Where should founders look for untapped value? The finance department
Few numbers matter more to a founder than their company’s valuation. This is a fairly universal truth. But if you asked a focus group of founders which employees they valued the most, you’d probably get a few different answers.
I know, it’s a bit like choosing between children. But if I had to wager, I’d say marketers, product developers, and sales teams are all likely to come high up the pecking order.
I expect very few would choose the humble finance department - despite the extraordinary impact it can have. Here, I look at what founders need to know about setting up their finance team for success.
How the finance department impacts valuation
All too many founders make the mistake of viewing valuation as a ‘hype metric’ rather than something intrinsically linked to financial and business fundamentals. But while building hype in the press or on social media can certainly help you make a few sales, when it comes to standing in front of an investor, your fundamentals have to stack up.
Other high-growth companies will spend lots of investor cash tinkering with product development or hiring a high-profile executive with a stuffed Rolodex and an equally chunky pay packet. Unfortunately, this can mean the finance department goes unloved and under-resourced.
When sourcing investment from private investors or a venture capital (VC) firm, or even the public markets, you have to ensure your business model stands up to scrutiny. Up-to-date, accurate financial statements and accounts are essential for your business to appear competent, efficient, and worthy of investment. The devil is in the detail, so having a CFO who is directly responsible for this part of the process and has both the time and the experience to work independently can pay dividends.
The importance of getting the right people in the door
Many early-stage businesses will lack the resources to fund a fully-fledged finance team. But that doesn’t mean you should try to do it all yourself. Instead, I often recommend companies in this position consider hiring a CFO on a part-time basis.
If you do have the resources to hire a CFO, hire wisely. Your CFO should be your right hand. You should be in constant communication and trust each other fully. If you’re lucky, your CFO could be with you for years - or even decades. But it’s also true that some people can be outgrown by a business.
The person you hired as CFO in your seed round is not necessarily the right person to lead the charge during Series C or IPO. Making decisions to hire or fire based on your heart rather than your head can create serious issues if someone doesn’t have the experience or skills needed for a role.
It’s also important to consider the structure of your finance team. More senior or strategic tasks are not going to be suited to a graduate or intern. But nor are generic tasks or administration going to be the best use of time for senior financial professionals. Aim for a balance of experienced, strategic minds and diligent fresh talent.
Setting a tone of financial discipline
I’ve spent more than 30 years advising companies and no two days have ever been the same - but there is at least one thing I’ve learnt to be true all the time, everywhere: a tone of financial competence and discipline can only ever be set at the top.
A top finance team is also the best antidote to one of the most fatal mistakes a founder can make: forgetting that you’re spending other people’s money. Unfortunately, that means the finance department can develop a stigma of being the team that says “no” a lot. There’s a kernel of truth to it, as your finance team should be the voice of reason. But they’re also a source of opportunity, particularly when it comes to your valuation.

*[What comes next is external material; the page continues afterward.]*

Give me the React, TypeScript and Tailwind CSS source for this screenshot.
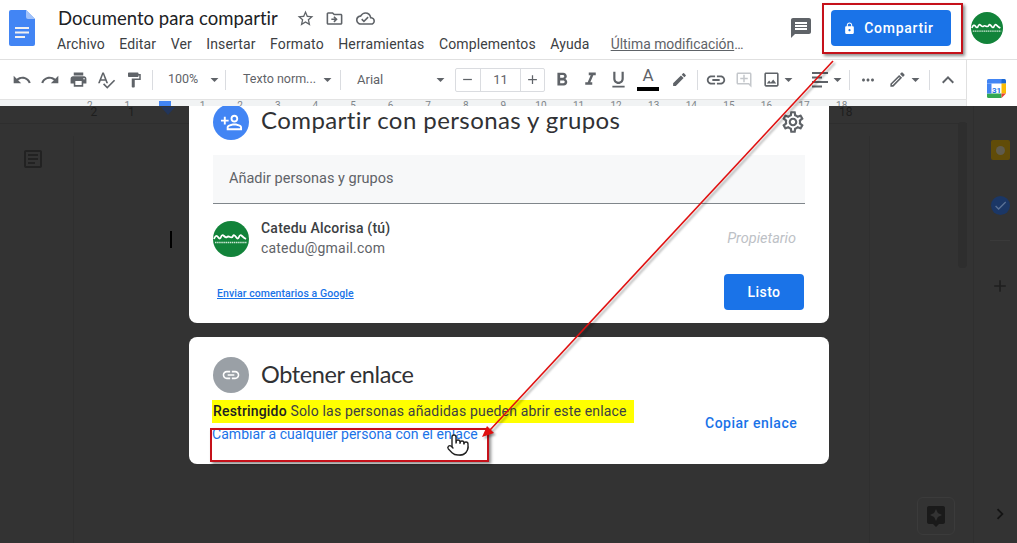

Rather than positioning the finance department as aloof number-crunchers, they should be embraced as a core part of the team. Everyone from product development to marketing should be in regular communication with finance and encouraged to negotiate on spending based on priorities, helping to create a more collaborative environment. Again, this needs to be something that comes from the top.
The finance department and corporate governance
Another underappreciated part of business for many founders is corporate governance. It’s a term that might seem alien to very early-stage entrepreneurs working on a shoestring budget out of a basement.
But as companies grow, corporate governance rapidly goes from being an afterthought to being essential. Poor corporate governance has been behind some of the biggest falls from grace for high-profile startups in recent years - just look at THG or WeWork. Even some of the travails that have hindered Revolut in recent years come down to corporate governance failures.
So, what’s this got to do with the finance department? While some corporate governance responsibilities lie with the CEO or legal team, your finance team will play a crucial role in terms of financial reporting, bookkeeping, and expense tracking, among other things.
They should also play a role in deciding best practices in everything from HR and people management to sales. CFOs or Finance Directors also tend to be analytical, process-driven people. Their contributions can be invaluable in setting standards today that will serve you well in years to come.
Give your finance team some love - they’ll repay you
The early-stage investment industry sells itself as a catapult for bright ideas with big potential. In principle that’s straightforward, but it’s also an industry that can be guilty of focusing on cult of personality, flashy branding, and media hype. It rarely talks up the virtues of good business fundamentals.
But how the industry likes to present itself and how it actually makes decisions are not the same thing. Venture capital is and always will be about maximising returns for investors. The cold, hard reality many companies eventually realise is that the bottom line - and what that bottom line will look like a few years from now - is what matters. Without question, that’s where your finance team can make the biggest difference.